For every element in the array, we have exactly two choices: either include it in the current subset or exclude it. This naturally forms a binary decision tree.

Imagine you're packing a bag with n items on a table. You stand at the first item and decide: put it in the bag, or leave it. Then you move to the second item and make the same decision, and so on. Once you've decided for every item, the bag represents one complete subset.

The key insight is that we carry a running sum as we make decisions. When we include an element, we add its value to the running sum. When we exclude it, the running sum stays the same. When we've processed all elements (reached the end of the array), the running sum IS the subset sum — no separate summation loop needed.

This divide-and-conquer approach generates all 2ⁿ subsets naturally: at each of the n levels of recursion, we branch into two paths. The total number of leaf nodes (completed subsets) is exactly 2ⁿ.

Let's trace through with arr = [2, 3] using recursive include/exclude:

Step 1: Start the recursion with index = 0 and sum = 0.

Step 2: At index 0 (element 2), choose to INCLUDE it. New sum = 0 + 2 = 2. Recurse with index = 1, sum = 2.

Step 3: At index 1 (element 3) on the include-2 branch, choose to INCLUDE it. New sum = 2 + 3 = 5. Recurse with index = 2, sum = 5.

Step 4: Index 2 exceeds array bounds (base case). Record sum = 5 into result. Backtrack.

Step 5: Back at index 1 on the include-2 branch, now choose to EXCLUDE element 3. Sum stays 2. Recurse with index = 2, sum = 2.

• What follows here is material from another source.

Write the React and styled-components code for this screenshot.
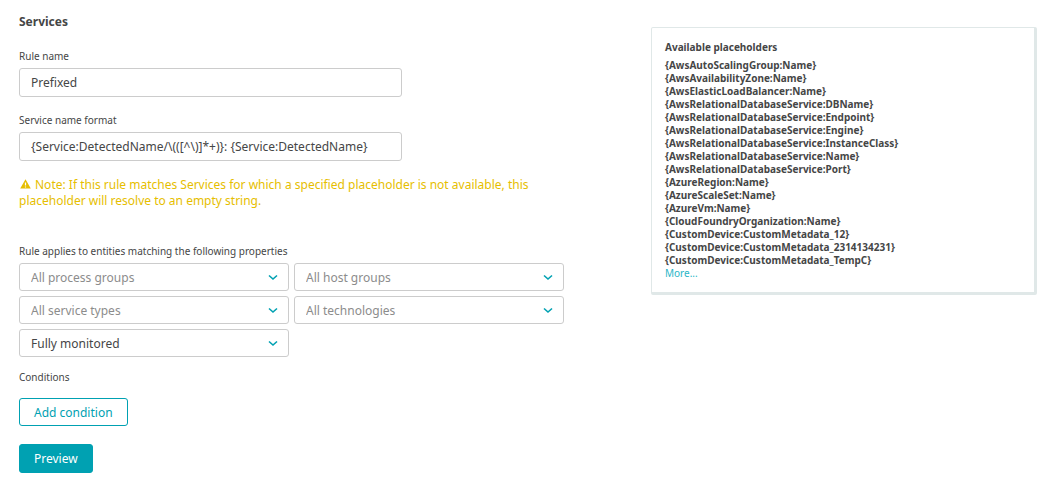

Step 6: Index 2 exceeds bounds (base case). Record sum = 2 into result. Backtrack.

Step 7: Back at index 0, now choose to EXCLUDE element 2. Sum stays 0. Recurse with index = 1, sum = 0.

Step 8: At index 1 (element 3) on the exclude-2 branch, choose to INCLUDE it. New sum = 0 + 3 = 3. Recurse with index = 2, sum = 3.

Step 9: Base case. Record sum = 3 into result. Backtrack.

Step 10: At index 1 on the exclude-2 branch, choose to EXCLUDE element 3. Sum stays 0. Recurse with index = 2, sum = 0.

Step 11: Base case. Record sum = 0 into result. Backtrack.

Step 12: All branches explored. Result = [5, 2, 3, 0].

1. Create a helper function solve(index, currentSum, result).
2. Base case: If index equals the array length, append currentSum to result and return.
3. Include choice: Call solve(index + 1, currentSum + arr[index], result) — this picks arr[index] into the subset.
4. Exclude choice: Call solve(index + 1, currentSum, result) — this skips arr[index].
5. Start the recursion with solve(0, 0, result).
6. Return the result list.

Time Complexity: O(2ⁿ)

The recursion tree has exactly 2ⁿ leaf nodes (one for each subset). Each internal node does O(1) work — just a single addition and two recursive calls. The total number of nodes in the tree is 2^(n+1) - 1, which is O(2ⁿ). Unlike the bitmask approach, there is no inner loop iterating over n bits; the running sum is maintained incrementally.

Space Complexity: O(n) (excluding the output)

The recursion stack goes at most n levels deep (one level per element). Each stack frame stores only a constant amount of data (index, currentSum). The output list takes O(2ⁿ) space, but that is required by the problem and not counted as auxiliary space. So the auxiliary space for the recursion is O(n).